I met the other day on board the Dutch steamer the Geologist accompanying a Prussian voyage of discovery &c. ''Baron Richthofen''. He has been t<hro>ugh Java where he has made large collections of fossils-- He <is> going now to leave the ship & travel in British India & afterwards go to the Amoor & overland to Europe to study & improve himself in Geology. He seems a very intelligent & good naturalist. He was reading your Book wh. he had borrowed in Java, & on my asking him if he was a convert,-- he smiled & said ''It is very easy for a Geologist.'' I have also seen Dr. Schneider who has geologized[sic] in Timor-- He assures me he found many teeth of Mastodon,--also terebratulae; orthoceras & other molluscs. He had given most of his collection to the Zoologist of the same Prussian Expedition but says he has published descriptions of all the Timor fossils in the Batavian Journal of Nat. Sciences, I forget the Dutch title but you know the work no doubt-- They are to be published this month I think he told me. [] I trust your great work goes on & is soon to appear. I hope however you will have it copiously illustrated. I am sure it will be for the publishers interest to do so as it will I have no doubt double the circulation. There are so many things that are weak when merely mentioned or described by figures numbers which become clear & strong when an appeal is made to the eye. The varieties of pigeons the stripes of horses, the variations in ants, the formation of honeycombs & a hundred other things will all be better for good illustrations-- They will also make the book newer & more distinct from its forerunner in the eyes of the public to whom it will otherwise appear as perhaps a mere enlargement-- If this point is not decided, pray take it seriously into consideration.
I see nothing but the Athenaeum so know little of what is going on among Naturalists-- Huxley & Owen seem to be at open war, but I cannot glean that any one has ventured to attack you fairly on the whole question, or ventured to answer the whole of your argument-- I see by his advertisement Dr. Brees professes to do so but have no notice of his book.
I have lately been very unsuccessful owing to unprecedented wet weather (the effect I suppose of the comet). This is my <part of page excised>
[] P.S. The shabby way in which your opponents <several words missing> is amusing.
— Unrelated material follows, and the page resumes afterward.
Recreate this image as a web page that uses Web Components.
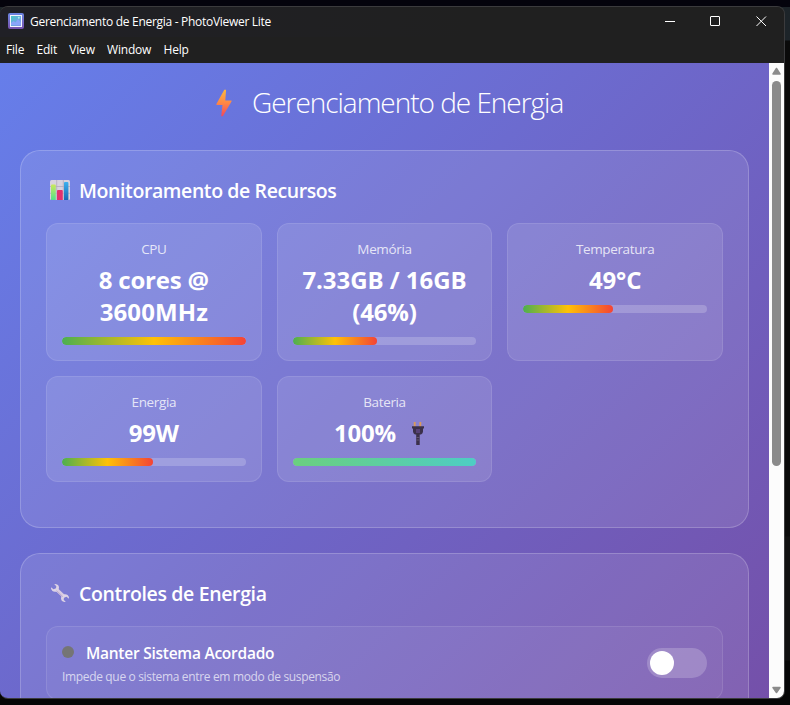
<!DOCTYPE html>
<html lang="pt-BR">
<head>
<meta charset="utf-8">
<title>Gerenciamento de Energia</title>
<style>
html,body{margin:0;height:705px;overflow:hidden;background:#070709}
body{font-family:"Open Sans","Noto Sans",sans-serif;color:#fff;background:linear-gradient(#04030c 0 7px,#1d2429 7px 40px,#0a0a0a 41px 536px,#101010 537px 660px,#060606 661px)}
</style>
</head>
<body>
<app-window>
  <window-titlebar slot="bar">Gerenciamento de Energia - PhotoViewer Lite</window-titlebar>
  <menu-bar slot="bar" items="File,Edit,View,Window,Help"></menu-bar>
  <page-title><energy-icon name="bolt" slot="icon"></energy-icon>Gerenciamento de Energia</page-title>
  <glass-section>
    <energy-icon name="chart" slot="icon"></energy-icon>
    <span slot="title">Monitoramento de Recursos</span>
    <resource-grid>
      <resource-card label="CPU" level="100">8 cores @<br><span style="letter-spacing:.1px">3600MHz</span></resource-card>
      <resource-card label="Memória" level="46"><span style="letter-spacing:-.05px">7.33GB / 16GB</span><br>(46%)</resource-card>
      <resource-card label="Temperatura" level="49">49°C</resource-card>
      <resource-card label="Energia" level="49.7">99W</resource-card>
      <resource-card label="Bateria" level="100" kind="battery">100% <energy-icon name="plug"></energy-icon></resource-card>
    </resource-grid>
  </glass-section>
  <glass-section style="--title-ls:-.36px">
    <energy-icon name="wrench" slot="icon"></energy-icon>
    <span slot="title">Controles de Energia</span>
    <toggle-row><span slot="name">Manter Sistema Acordado</span>Impede que o sistema entre em modo de suspensão</toggle-row>
  </glass-section>
</app-window>
<script>
const define=(name,html,init)=>customElements.define(name,class extends HTMLElement{
  connectedCallback(){
    if(this.shadowRoot)return;
    const root=this.attachShadow({mode:'open'});
    root.innerHTML=html;
    if(init)init(this,root);
  }
});

define('app-window',`<style>
:host{display:flex;flex-direction:column;box-sizing:border-box;width:785px;height:693px;position:relative;top:6px;border:1px solid #3b3b3d;border-left:0;border-radius:8px;overflow:hidden;background:#202020}
.body{flex:1;min-height:0;display:flex}
.view{flex:1;min-width:0;overflow:hidden;background:linear-gradient(135deg,#667eea 0%,#764ba2 100%) 0 0/100% 790px no-repeat}
.content{display:flex;flex-direction:column;gap:25px;padding:0 20px}
</style>
<slot name="bar"></slot>
<div class="body"><div class="view"><div class="content"><slot></slot></div></div><scroll-track></scroll-track></div>`);

define('window-titlebar',`<style>
:host{display:flex;align-items:center;height:30px;flex:none;background:linear-gradient(90deg,#202026,#202020 60%);font-size:12px;letter-spacing:-.29px;padding-left:8px}
.logo{width:16px;height:16px;margin-right:6px;position:relative;top:-1px}
.name{flex:1;line-height:16px}
.buttons{display:flex;width:137px}
.buttons svg{width:46px;height:29px;display:block;flex:none;position:relative;top:-1px}
</style>
<svg class="logo" viewBox="0 0 16 16"><defs><linearGradient id="f" x2="0" y2="1"><stop stop-color="#6c86e2"/><stop offset="1" stop-color="#7752ad"/></linearGradient><linearGradient id="p" x2="1" y2="1"><stop stop-color="#46cbc4"/><stop offset="1" stop-color="#8a8df4"/></linearGradient></defs><rect width="16" height="16" rx="2" fill="url(#f)"/><rect x="2.5" y="2.5" width="11" height="11" fill="url(#p)" stroke="#f4f4ff"/><path d="M3 12V10l2.5-2 2 1.5L10 6l3 3.5V12z" fill="#8aa5fa"/><circle cx="10.8" cy="4.8" r="1" fill="#a7eee9"/></svg>
<span class="name"><slot></slot></span>
<span class="buttons">
<svg viewBox="0 0 46 29"><path d="M18 14.5h10" stroke="#fff"/></svg>
<svg viewBox="0 0 46 29"><rect x="17.5" y="9.500" width="9" height="9" rx=".5" fill="none" stroke="#fff"/></svg>
<svg viewBox="0 0 46 29"><path d="M17.500 9.500l9.500 9.500M27 9.500l-9.500 9.500" stroke="#fff"/></svg>
</span>`);

define('menu-bar',`<style>
:host{display:flex;height:26px;flex:none;background:#202020;font-size:12px;letter-spacing:-.2px;padding-left:6px;gap:12.3px;line-height:25px}
</style>`,(el,root)=>{
  for(const t of el.getAttribute('items').split(',')){
    const s=document.createElement('span');s.textContent=t;root.append(s);
  }
});

define('scroll-track',`<style>
:host{display:flex;flex-direction:column;align-items:center;width:15px;background:#fcfcfc}
svg{width:15px;height:18px;flex:none;display:block}
.thumb{width:9px;height:385px;border-radius:5px;background:#8b8b8b}
.rest{flex:1}
</style>
<svg viewBox="0 0 15 18"><path d="M7.500 5.500L11 11H4z" fill="#8b8b8b" stroke="#8b8b8b" stroke-width="1.500" stroke-linejoin="round"/></svg>
<div class="thumb"></div><div class="rest"></div>
<svg viewBox="0 0 15 18"><path d="M7.500 12.500L11 7.500H4z" fill="#8b8b8b" stroke="#8b8b8b" stroke-width="1.500" stroke-linejoin="round"/></svg>`);

define('page-title',`<style>
:host{display:flex;height:62px;font-size:28px;font-weight:300;letter-spacing:-1.03px;padding-left:195px;line-height:79px;white-space:nowrap}
.gap{width:20px}
::slotted(energy-icon){margin-top:24px}
</style><slot name="icon"></slot><span class="gap"></span><span><slot></slot></span>`);

define('glass-section',`<style>
:host{display:block;flex:none;box-sizing:border-box;padding:25px;border:1px solid rgba(255,255,255,.2);border-radius:20px;background:rgba(255,255,255,.1)}
h2{display:flex;align-items:center;margin:0 0 19px;height:28px;font-size:19.500px;font-weight:650;letter-spacing:var(--title-ls,-.4px);line-height:28px;white-space:nowrap}
.icon{width:33px;height:28px;display:block}
.text{padding-top:2px}
</style><h2><span class="icon"><slot name="icon"></slot></span><span class="text"><slot name="title"></slot></span></h2><slot></slot>`);

define('resource-grid',`<style>
:host{display:grid;grid-template-columns:repeat(3,1fr);gap:15px;margin-bottom:20px}
</style><slot></slot>`);

define('resource-card',`<style>
:host{display:block;box-sizing:border-box;padding:15px;border:1px solid rgba(255,255,255,.1);border-radius:12px;background:rgba(255,255,255,.1);text-align:center}
.label{height:25px;line-height:20px;font-size:13.500px;letter-spacing:-.36px;color:rgba(255,255,255,.8)}
.value{font-size:24px;font-weight:700;line-height:32px;letter-spacing:-.2px;white-space:nowrap}
.bar{height:8px;margin-top:9px;border-radius:4px;background:rgba(255,255,255,.2);overflow:hidden}
.fill{height:100%;border-radius:4px;background:linear-gradient(90deg,#4caf50,#ffc107,#f44336)}
:host([kind=battery]) .fill{background:linear-gradient(90deg,#6bcf7f,#4ecdc4)}
</style><div class="label"></div><div class="value"><slot></slot></div><div class="bar"><div class="fill"></div></div>`,(el,root)=>{
  root.querySelector('.label').textContent=el.getAttribute('label');
  root.querySelector('.fill').style.width=el.getAttribute('level')+'%';
});

define('toggle-row',`<style>
:host{display:flex;align-items:center;justify-content:space-between;box-sizing:border-box;height:74px;padding:0 15px;border:1px solid rgba(255,255,255,.1);border-radius:12px;background:rgba(255,255,255,.05)}
.name{display:flex;align-items:center;height:24px;font-size:15.500px;font-weight:650;letter-spacing:-.25px;white-space:nowrap}
.text{padding-top:2px}
.dot{width:12px;height:12px;border-radius:50%;background:#757575;margin-right:12px}
.desc{font-size:12px;letter-spacing:-.34px;line-height:20px;padding-top:3px;margin-bottom:-1px;color:rgba(255,255,255,.7);white-space:nowrap}
.switch{box-sizing:border-box;width:60px;height:30px;padding:3px;border-radius:15px;background:rgba(255,255,255,.2)}
.knob{width:24px;height:24px;border-radius:50%;background:#fff}
</style><div><div class="name"><span class="dot"></span><span class="text"><slot name="name"></slot></span></div><div class="desc"><slot></slot></div></div><div class="switch"><div class="knob"></div></div>`);

const icons={
bolt:[16,28,`<defs><linearGradient id="g" x2="0" y2="1"><stop stop-color="#fdb83e"/><stop offset=".5" stop-color="#ff8745"/><stop offset="1" stop-color="#f1485c"/></linearGradient></defs><path d="M8.300 .7h1.800L9.300 11.500h5.800q.9.200.4 1L6.800 27.300H5.200L6.500 16H1Q0 15.800.4 15z" fill="url(#g)"/>`],
chart:[20,20,`<defs><linearGradient id="a" x2="0" y2="1"><stop stop-color="#cbe85b"/><stop offset="1" stop-color="#52df8c"/></linearGradient><linearGradient id="b" x2="0" y2="1"><stop stop-color="#3db0ee"/><stop offset="1" stop-color="#1a68b4"/></linearGradient></defs><rect width="20" height="20" rx="1.500" fill="#d8d2de"/><path d="M0 6.500h20M0 13.300h20M6.700 0v20M13.300 0v20" stroke="#b2aabd" stroke-width=".8"/><path d="M1 5.500q0-1 1-1h2.800q1 0 1 1V20H1z" fill="url(#a)"/><path d="M7 11q0-1 1-1h3.800q1 0 1 1v9H7z" fill="#e3306d"/><path d="M14 3q0-1 1-1h2.400q1 0 1 1v17H14z" fill="url(#b)"/>`],
wrench:[20,20,`<path d="M6 6L14.500 14" stroke="#d8cbe2" stroke-width="3.400"/><path d="M4.200 1.100Q7 .5 8.600 2.800Q9.400 4.500 8.600 6.400L6.600 8.500Q4.200 9.300 2.400 8Q.6 6.500 1 4.200L3.600 6.200L6 5.200L6.300 3.200z" fill="#ddd3e5"/><path d="M15.800 18.900Q13 19.500 11.400 17.200Q10.600 15.500 11.400 13.600L13.400 11.500Q15.800 10.700 17.600 12Q19.400 13.500 19 15.800L16.400 13.800L14 14.800L13.700 16.800z" fill="#ddd3e5"/><path d="M6.500 7.500l6.500 6.300" stroke="#b9a5cb" stroke-width=".8"/>`],
plug:[14,26,`<path d="M3.700 1v5M9.300 1v5" stroke="#d99a5b" stroke-width="1.900"/><path d="M1 5.200h12v2.200h-1v3.100q0 2-2 3H8.700V24H5.200V13.500H4q-2-1-2-3V7.400H1z" fill="#3b304a"/><path d="M5 9h4M5 11h4" stroke="#7957ad" stroke-width=".9"/><path d="M5.500 16.500h3M5.500 19h3" stroke="#6b607b" stroke-width=".8"/>`]
};
define('energy-icon',`<style>
:host{display:inline-block;flex:none}
svg{display:block}
:host([name=chart]) svg{margin:4px 0 0 4px}
:host([name=chart]),:host([name=wrench]){display:block;padding-top:.1px}
:host([name=wrench]) svg{margin:4px 0 0 4px}
:host([name=bolt]) svg{margin:2px 0 0 1px}
:host([name=plug]){height:24px;width:24px;margin:0 0 0 9px;vertical-align:-3px}
</style><svg></svg>`,(el,root)=>{
  const [w,h,body]=icons[el.getAttribute('name')];
  const svg=root.querySelector('svg');
  svg.setAttribute('viewBox',`0 0 ${w} ${h}`);
  svg.setAttribute('width',w);svg.setAttribute('height',h);
  svg.innerHTML=body;
});
</script>
</body>
</html>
First comes Owen with his new interpretation of what naturalists mean by ''creation'' which it turns out is not creation at all, but ''the unknown manner in which species have come into existence''!!! Phillips I see adopts this new interpretation which ought certainly to raise up the bench of bishops against them, for what then becomes of ''special creation'' & ''special adaptation'' & ''intelligent forethought visible in each special creation'',-- if creation is not creation at all, but a mere convenient expression of ignorance of the laws by which species have originated.
Has my friend Bates sent you his papers on Amazon Insects, in wh. he gives details of ''variation'' which are a most valuable contribution to our cause-- His papers also shew[sic] what mere blind work is the making of species from what may be called chance collections;-- a species here, another there, a ♂ from one locality a ♀ from another, here a rare variety, & from another place the typical form. Of course with such materials & with localities often incorrectly indicated each succeeding elucidator has but added to the confusion; & the whole has formed a chaos, till some one collecting & observing for years over an extensive but connected district has been able to bring the whole into order.